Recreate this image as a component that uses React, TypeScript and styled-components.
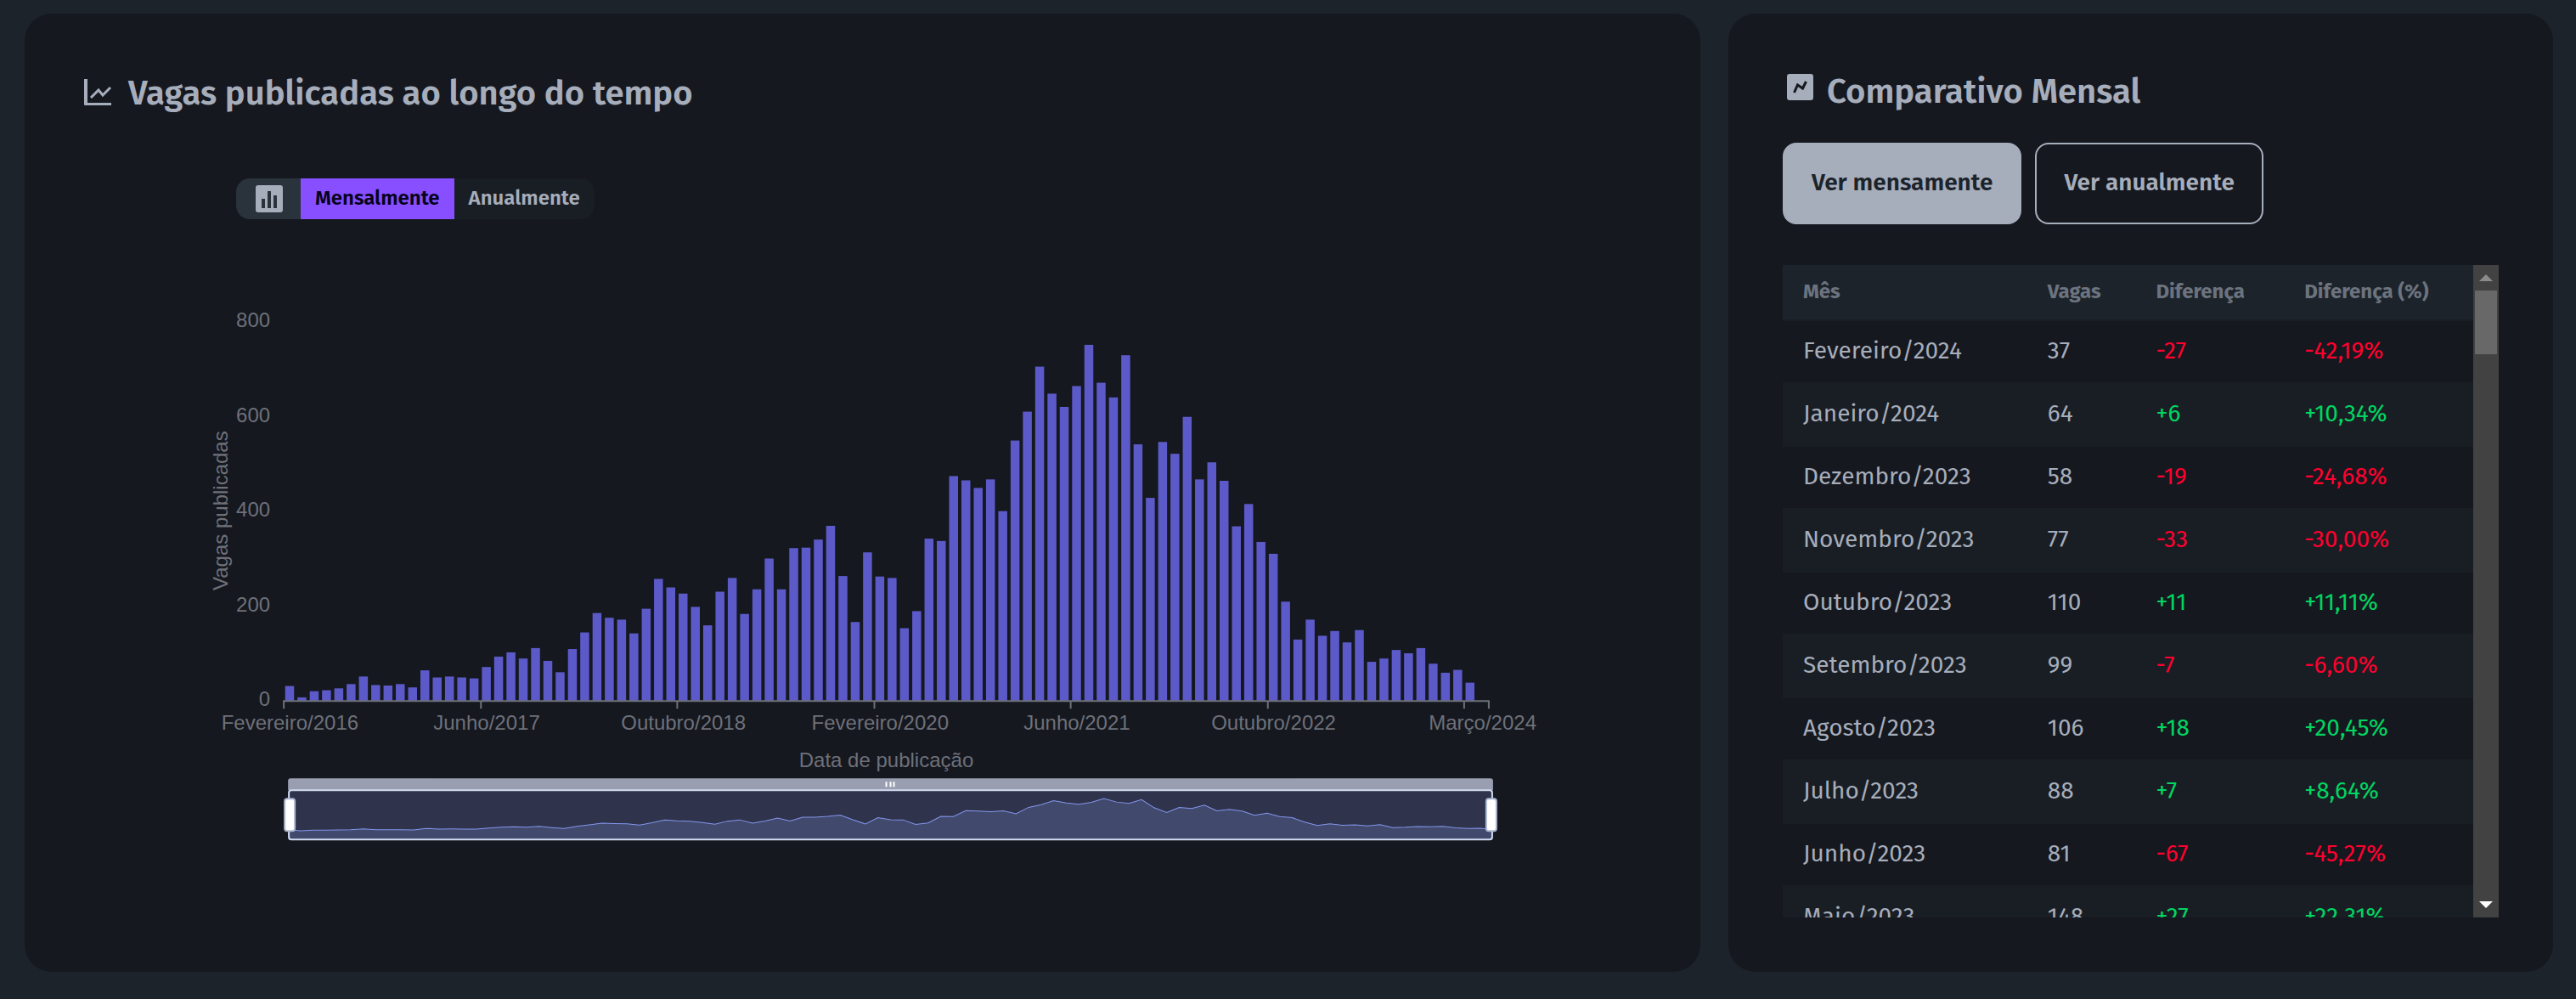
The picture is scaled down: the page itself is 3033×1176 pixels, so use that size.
import React, { useState } from 'react';
import styled, { createGlobalStyle } from 'styled-components';

const color = {
  page: '#1c232a',
  card: '#15181f',
  stripe: '#191e24',
  neutral: '#2a323c',
  text: '#a6adbb',
  muted: '#6c737f',
  axis: '#6e7079',
  primary: '#874fff',
  bar: '#5c5ac8',
  up: '#00d562',
  down: '#ff002e',
};

const uiFont = '"Fira Sans", Roboto, sans-serif';
const chartFont = '"Liberation Sans", Arial, sans-serif';

const GlobalStyle = createGlobalStyle`
  * { box-sizing: border-box; }
  body {
    margin: 0;
    min-height: 100vh;
    background: ${color.page};
    color: ${color.text};
    font-family: ${uiFont};
  }
  button { font-family: inherit; cursor: pointer; }
`;

const Dashboard = styled.main`
  display: grid;
  grid-template-columns: minmax(0, 1973fr) minmax(0, 971fr);
  gap: 33px;
  padding: 16px 27px 32px 29px;
`;

const Card = styled.section<{ $pad: string }>`
  display: flex;
  flex-direction: column;
  padding: ${(p) => p.$pad};
  border-radius: 32px;
  background: ${color.card};
`;

const Title = styled.h2`
  display: flex;
  align-items: flex-start;
  gap: 12px;
  margin: 0;
  font-size: 40px;
  font-weight: 600;
  line-height: 48px;
`;

const TitleIcon = styled.svg`
  flex: none;
  width: 40px;
  height: 40px;
`;

const Join = styled.div`
  display: flex;
  align-self: flex-start;
  height: 48px;
  margin: 76px 0 82px 179px;
  overflow: hidden;
  border-radius: 16px;
  background: ${color.stripe};
`;

const JoinIcon = styled.span`
  display: flex;
  align-items: center;
  justify-content: center;
  width: 76px;
  padding-left: 2px;
  background: ${color.neutral};
`;

const JoinButton = styled.button<{ $active: boolean }>`
  padding: 0 17px 2px;
  border: 0;
  background: ${(p) => (p.$active ? color.primary : 'transparent')};
  color: ${(p) => (p.$active ? '#06021a' : color.text)};
  font-size: 24px;
  font-weight: 600;
`;

const Chart = styled.svg`
  display: block;
  width: 100%;
  height: auto;
  font-family: ${chartFont};
  font-size: 24px;
`;

const Actions = styled.div`
  display: flex;
  gap: 16px;
  margin: 36px 0 48px;
`;

const ActionButton = styled.button<{ $active: boolean }>`
  height: 96px;
  padding: 0 32px 4px;
  border: 2px solid ${color.text};
  border-radius: 16px;
  background: ${(p) => (p.$active ? color.text : 'transparent')};
  color: ${(p) => (p.$active ? color.page : color.text)};
  font-size: 28px;
  font-weight: 600;
  white-space: nowrap;
`;

const TablePanel = styled.div`
  display: grid;
  grid-template-columns: minmax(0, 1fr) 30px;
  height: 768px;
`;

const Viewport = styled.div`
  overflow-y: auto;
  scrollbar-width: none;
`;

const Table = styled.table`
  width: 100%;
  table-layout: fixed;
  border-collapse: separate;
  border-spacing: 0;
  text-align: left;
`;

const Column = styled.col<{ $share: number }>`
  width: ${(p) => p.$share}%;
`;

const HeadCell = styled.th`
  height: 66px;
  padding: 0 24px 2px;
  border-bottom: 2px solid ${color.stripe};
  background: ${color.page};
  color: ${color.muted};
  font-size: 24px;
  font-weight: 700;
  white-space: nowrap;
`;

const Row = styled.tr`
  &:nth-child(even) { background: ${color.stripe}; }
`;

const Cell = styled.td<{ $tone?: string }>`
  height: 74px;
  padding: 0 24px 4px;
  border-bottom: 2px solid ${color.stripe};
  color: ${(p) => p.$tone ?? color.text};
  font-size: 28px;
  white-space: nowrap;
`;

const Scrollbar = styled.div`
  display: flex;
  flex-direction: column;
  background: #424242;
`;

const ScrollButton = styled.button`
  display: flex;
  align-items: center;
  justify-content: center;
  width: 30px;
  height: 30px;
  padding: 0;
  border: 0;
  background: transparent;
`;

const ScrollThumb = styled.div`
  height: 75px;
  margin: 0 2px auto;
  background: #686868;
`;

const perMonth = [
  30, 6, 19, 21, 25, 34, 50, 32, 31, 34, 27, 63, 48, 50, 48, 46, 70, 92, 101, 88, 110, 83, 59, 108,
  143, 184, 174, 170, 141, 193, 256, 238, 225, 197, 158, 229, 258, 182, 234, 299, 234, 321, 322, 339,
  368, 262, 165, 312, 261, 258, 152, 188, 341, 336, 473, 464, 448, 466, 399, 548, 609, 704, 647, 619,
  663, 750, 670, 639, 728, 540, 427, 545, 520, 598, 466, 502, 463, 367, 414, 334, 309, 208, 128, 170,
  136, 146, 122, 148, 81, 88, 106, 99, 110, 77, 58, 64, 37,
];

const slots = 98;
const plot = { left: 235, right: 1653, top: 39, bottom: 485 };
const slotWidth = (plot.right - plot.left) / slots;
const unit = (plot.bottom - plot.top) / 800;

const xLabels: [number, string][] = [
  [0, 'Fevereiro/2016'],
  [16, 'Junho/2017'],
  [32, 'Outubro/2018'],
  [48, 'Fevereiro/2020'],
  [64, 'Junho/2021'],
  [80, 'Outubro/2022'],
  [97, 'Março/2024'],
];
const xTicks = [0, 16, 32, 48, 64, 80, 96, 98];

const zoom = { left: 240, right: 1658, top: 590, bottom: 648, zero: 638 };
const zoomStep = (zoom.right - zoom.left) / (perMonth.length - 1);
const trend = perMonth
  .map((v, i) => `${(zoom.left + i * zoomStep).toFixed(1)},${(zoom.zero - v * 0.051).toFixed(1)}`)
  .join(' ');

function ZoomHandle({ x }: { x: number }) {
  return <rect x={x - 6} y={600} width={12} height={38} rx={3} fill="#fff" stroke="#acb8d1" strokeWidth={2} />;
}

function JobsChart() {
  return (
    <Chart viewBox="0 0 1832 670" role="img" aria-label="Vagas publicadas por mês">
      <g fill={color.axis}>
        {[0, 200, 400, 600, 800].map((v) => (
          <text key={v} x={219} y={plot.bottom - v * unit + 6} textAnchor="end">{v}</text>
        ))}
        <text transform="translate(169 261) rotate(-90)" textAnchor="middle">Vagas publicadas</text>
        {xLabels.map(([i, label]) => (
          <text key={label} x={plot.left + (i + 0.5) * slotWidth} y={519} textAnchor="middle">{label}</text>
        ))}
        <text x={944} y={563} textAnchor="middle">Data de publicação</text>
      </g>
      <g fill={color.bar}>
        {perMonth.map((v, i) => (
          <rect
            key={i}
            x={plot.left + i * slotWidth + 1.6}
            y={plot.bottom - 1 - v * unit}
            width={10.5}
            height={v * unit + 1}
          />
        ))}
      </g>
      <g stroke={color.axis} strokeWidth={2}>
        <line x1={plot.left - 1} y1={plot.bottom} x2={plot.right + 1} y2={plot.bottom} />
        {xTicks.map((i) => {
          const x = Math.round(plot.left + i * slotWidth);
          return <line key={i} x1={x} y1={plot.bottom} x2={x} y2={plot.bottom + 9} />;
        })}
      </g>
      <path d="M240 590v-11q0-3 3-3h1412q3 0 3 3v11z" fill="#9a9eb1" />
      <g fill="#fff">
        {[943, 948, 952].map((x) => (
          <rect key={x} x={x} y={580} width={2} height={6} />
        ))}
      </g>
      <rect x={zoom.left} y={zoom.top} width={1418} height={58} fill="#2f334c" />
      <polygon points={`${zoom.left},${zoom.bottom} ${trend} ${zoom.right},${zoom.bottom}`} fill="#414a6d" />
      <polyline points={trend} fill="none" stroke="#8496ec" strokeWidth={1} />
      <rect x={241} y={590} width={1416} height={58} rx={3} fill="none" stroke="#d2dbee" strokeWidth={2} />
      <ZoomHandle x={242} />
      <ZoomHandle x={1656} />
    </Chart>
  );
}

type Entry = [month: string, jobs: number, diff: string, percent: string];

const rows: Entry[] = [
  ['Fevereiro/2024', 37, '-27', '-42,19%'],
  ['Janeiro/2024', 64, '+6', '+10,34%'],
  ['Dezembro/2023', 58, '-19', '-24,68%'],
  ['Novembro/2023', 77, '-33', '-30,00%'],
  ['Outubro/2023', 110, '+11', '+11,11%'],
  ['Setembro/2023', 99, '-7', '-6,60%'],
  ['Agosto/2023', 106, '+18', '+20,45%'],
  ['Julho/2023', 88, '+7', '+8,64%'],
  ['Junho/2023', 81, '-67', '-45,27%'],
  ['Maio/2023', 148, '+27', '+22,31%'],
];

function ComparisonTable() {
  return (
    <TablePanel>
      <Viewport>
        <Table>
          <colgroup>
            <Column $share={35.4} />
            <Column $share={15.7} />
            <Column $share={21.5} />
            <Column $share={27.4} />
          </colgroup>
          <thead>
            <tr>
              <HeadCell scope="col">Mês</HeadCell>
              <HeadCell scope="col">Vagas</HeadCell>
              <HeadCell scope="col">Diferença</HeadCell>
              <HeadCell scope="col">Diferença (%)</HeadCell>
            </tr>
          </thead>
          <tbody>
            {rows.map(([month, jobs, diff, percent]) => {
              const tone = diff.startsWith('-') ? color.down : color.up;
              return (
                <Row key={month}>
                  <Cell>{month}</Cell>
                  <Cell>{jobs}</Cell>
                  <Cell $tone={tone}>{diff}</Cell>
                  <Cell $tone={tone}>{percent}</Cell>
                </Row>
              );
            })}
          </tbody>
        </Table>
      </Viewport>
      <Scrollbar>
        <ScrollButton type="button" aria-label="Rolar para cima">
          <svg width="16" height="8" viewBox="0 0 16 8"><path d="M8 0l8 8H0z" fill="#8b8b8b" /></svg>
        </ScrollButton>
        <ScrollThumb />
        <ScrollButton type="button" aria-label="Rolar para baixo">
          <svg width="16" height="8" viewBox="0 0 16 8"><path d="M0 0h16L8 8z" fill="#fff" /></svg>
        </ScrollButton>
      </Scrollbar>
    </TablePanel>
  );
}

export default function App() {
  const [chartMonthly, setChartMonthly] = useState(true);
  const [tableMonthly, setTableMonthly] = useState(true);

  return (
    <>
      <GlobalStyle />
      <Dashboard>
        <Card $pad="70px 70px 64px">
          <Title>
            <TitleIcon viewBox="0 0 40 40" aria-hidden="true">
              <path d="M0 7h4v28h28v3H1q-1 0-1-1z" fill={color.text} />
              <path d="M8 29l9-9 5 6 9-9" fill="none" stroke={color.text} strokeWidth="3" />
            </TitleIcon>
            Vagas publicadas ao longo do tempo
          </Title>
          <Join>
            <JoinIcon>
              <svg width="32" height="32" viewBox="0 0 32 32" aria-hidden="true">
                <rect width="32" height="32" rx="3" fill={color.text} />
                <path d="M7 16h4v11H7zM14 7h4v20h-4zM21 12h4v15h-4z" fill={color.neutral} />
              </svg>
            </JoinIcon>
            <JoinButton type="button" $active={chartMonthly} aria-pressed={chartMonthly} onClick={() => setChartMonthly(true)}>
              Mensalmente
            </JoinButton>
            <JoinButton type="button" $active={!chartMonthly} aria-pressed={!chartMonthly} onClick={() => setChartMonthly(false)}>
              Anualmente
            </JoinButton>
          </Join>
          <JobsChart />
        </Card>
        <Card $pad="68px 64px 64px">
          <Title>
            <TitleIcon viewBox="0 0 40 40" aria-hidden="true">
              <rect x="5" y="3" width="31" height="31" rx="3" fill={color.text} />
              <path d="M13.5 25l4-9 6 4 4-8" fill="none" stroke={color.card} strokeWidth="3" />
            </TitleIcon>
            Comparativo Mensal
          </Title>
          <Actions>
            <ActionButton type="button" $active={tableMonthly} aria-pressed={tableMonthly} onClick={() => setTableMonthly(true)}>
              Ver mensamente
            </ActionButton>
            <ActionButton type="button" $active={!tableMonthly} aria-pressed={!tableMonthly} onClick={() => setTableMonthly(false)}>
              Ver anualmente
            </ActionButton>
          </Actions>
          <ComparisonTable />
        </Card>
      </Dashboard>
    </>
  );
}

----

**Task to complete**
Take every line above carrying "that" and return it.

**Solution to this exercise**
Recreate this image as a component that uses React, TypeScript and styled-components.
The picture is scaled down: the page itself is 3033×1176 pixels, so use that size.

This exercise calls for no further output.